Retrofit and Upgrade Plan and Benefit Analysis of Aging Transformers

I. Necessity of Retrofit and Upgrade of Aging Transformers

II. Technical Retrofit and Upgrade Plans for Aging Transformers

1. Replacement of Key Components
   • Core Replacement: The core is the main component that causes no-load losses in transformers. The cores of aging transformers are mostly assembled with silicon steel sheets, which have low magnetic permeability and large hysteresis losses. They can be replaced with cores made of high-permeability amorphous alloys or new-oriented silicon steel sheets. The no-load losses of amorphous alloy cores are only 1/3 - 1/5 of those of traditional silicon steel sheet cores, which can significantly reduce the no-load energy consumption of transformers. During the replacement process, strict control should be exercised over the stacking process of the core to ensure the closure of the magnetic circuit of the core and reduce magnetic leakage.
   • Winding Retrofit: For problems such as insulation aging and unreasonable wire diameter of the windings, new insulation materials and optimized winding structures are adopted. High-temperature-resistant and high-insulation-performance Nomex paper or composite insulation materials are selected to replace the old insulation, improving the insulation strength and service life of the windings. At the same time, according to the actual load conditions of the transformer, the wire diameter of the windings is reasonably adjusted to reduce the resistance losses of the windings. For transformers with a large capacity, the method of parallel winding with multiple strands of wires can be used to reduce the additional losses caused by the skin effect.
2. Optimization of the Control System
   • Installation of Intelligent Monitoring Devices: Install intelligent sensors on the transformer to monitor key parameters such as oil temperature, winding temperature, gas content in oil, and load current in real time. Through Internet of Things technology, the monitored data is transmitted to the power grid monitoring center to achieve remote real-time monitoring of the operation status of the transformer. Once abnormal parameters are detected, the system immediately issues an alarm, facilitating maintenance personnel to take timely measures and avoid the expansion of faults.
   • Configuration of On-load Tap Changers: The voltage regulation method of aging transformers is mostly off-load voltage regulation, which is inconvenient to operate and cannot meet the real-time voltage regulation requirements of the power grid. After configuring on-load tap changers, the tap positions of the transformer can be automatically adjusted according to the voltage fluctuations of the power grid, maintaining the stability of the output voltage, improving the power supply quality, and reducing the losses caused by unstable voltage at the same time.

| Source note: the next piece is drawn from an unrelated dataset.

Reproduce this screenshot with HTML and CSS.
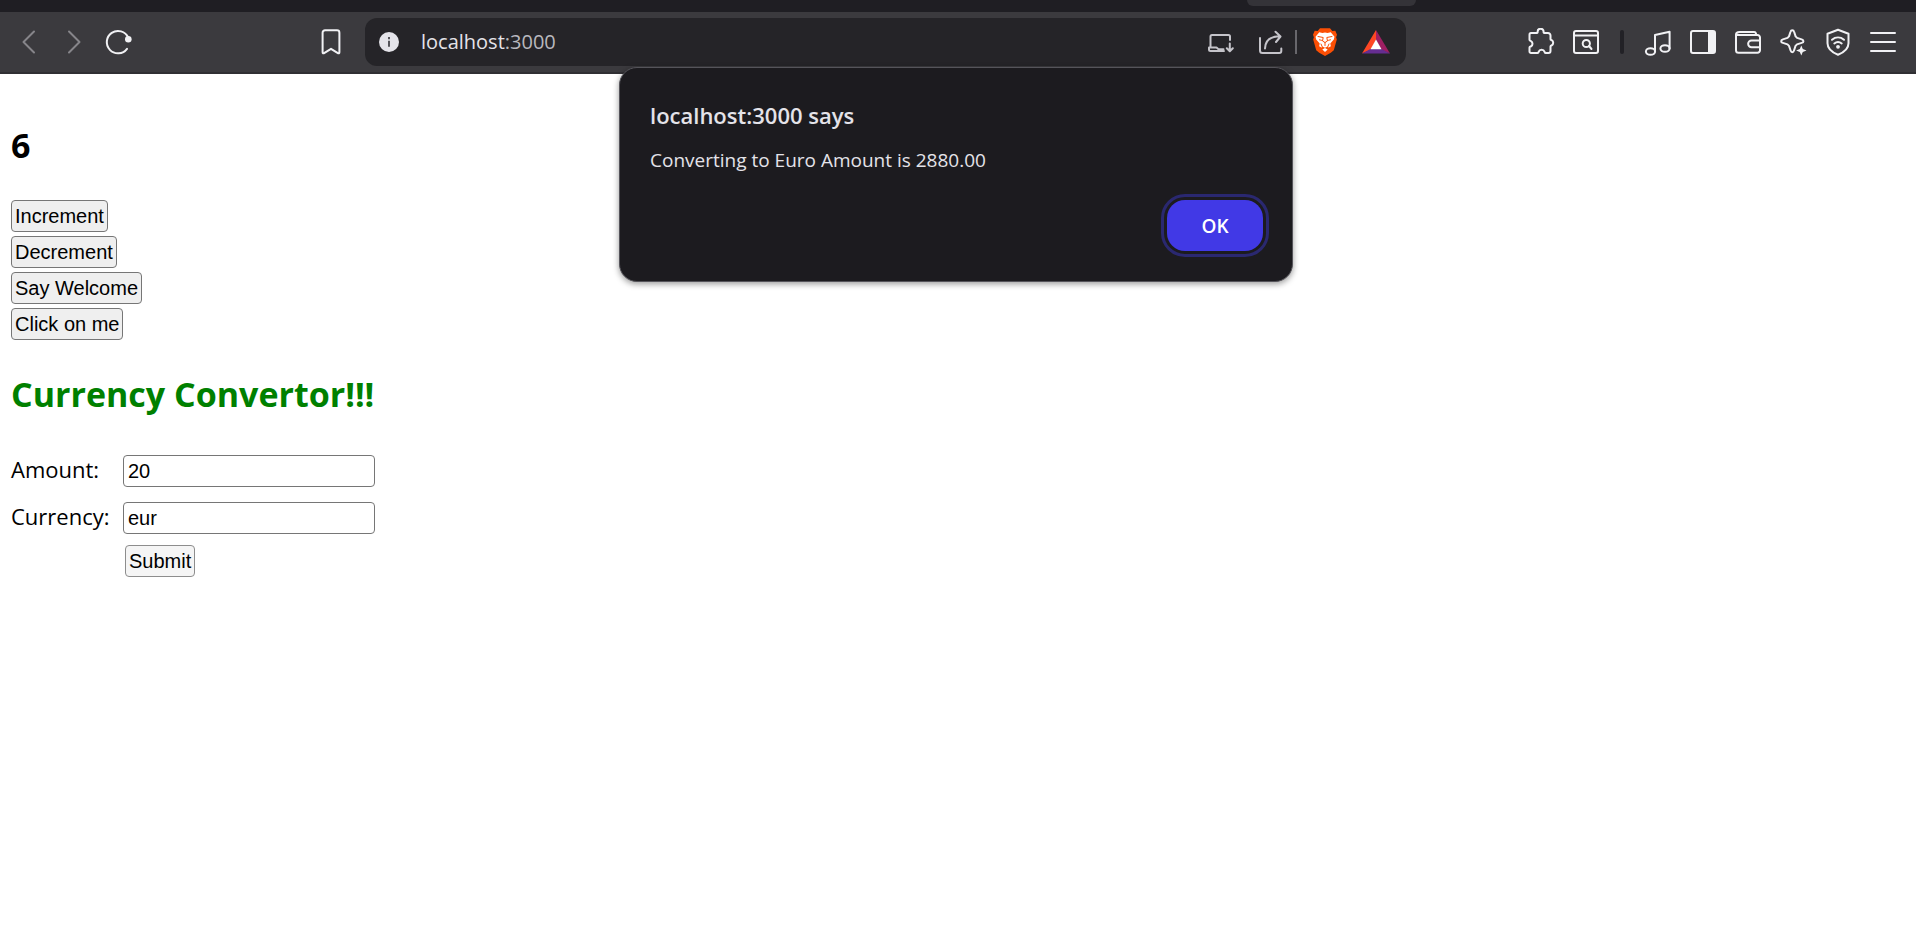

III. Benefit Analysis of Retrofit and Upgrade

1. Energy Conservation Benefits: Take a 1000kVA aging transformer as an example. Before the retrofit, its no-load loss was 3kW, the load loss was 10kW, and the annual average load rate was 40%. After the retrofit, by using an amorphous alloy core and optimized windings, the no-load loss was reduced to 1kW, and the load loss was reduced to 7kW. Calculated based on an annual operation of 8760 hours, the annual power savings after the retrofit are: [(3 - 1) + (10 - 7)×0.4]×8760 = 26,280 kWh, with remarkable energy conservation benefits. If a large number of aging transformers in the power grid undergo similar retrofits, the overall energy conservation effect will be extremely significant. This can not only reduce the operation cost of the power grid but also comply with the national policies on energy conservation and emission reduction.
2. Safety Benefits: By replacing aging insulation components and optimizing the control system, the failure rate of transformers will be greatly reduced. According to statistics, the number of outages caused by insulation failures of transformers can be reduced by 70% - 80% after the retrofit, effectively improving the power supply reliability of the power grid. At the same time, the application of intelligent monitoring devices enables maintenance personnel to detect potential fault hazards in advance, changing passive maintenance to active maintenance, reducing the impact of transformer failures on the production and life of users, and enhancing user satisfaction with power consumption.
3. Economic Benefits: Although the retrofit and upgrade of aging transformers require certain upfront investment, in the long run, the benefits of energy conservation and the losses reduced due to fewer failures will far exceed the retrofit costs. Take a 1000kVA transformer as an example. The retrofit cost is about 150,000 yuan, while the annual electricity cost savings (calculated at 0.6 yuan/kWh) are about 15,800 yuan. Coupled with the indirect economic losses reduced due to fewer failures, the investment payback period is generally 5 - 8 years. In addition, the service life of the retrofitted transformer can be extended by 10 - 15 years, further improving the return on investment of the equipment.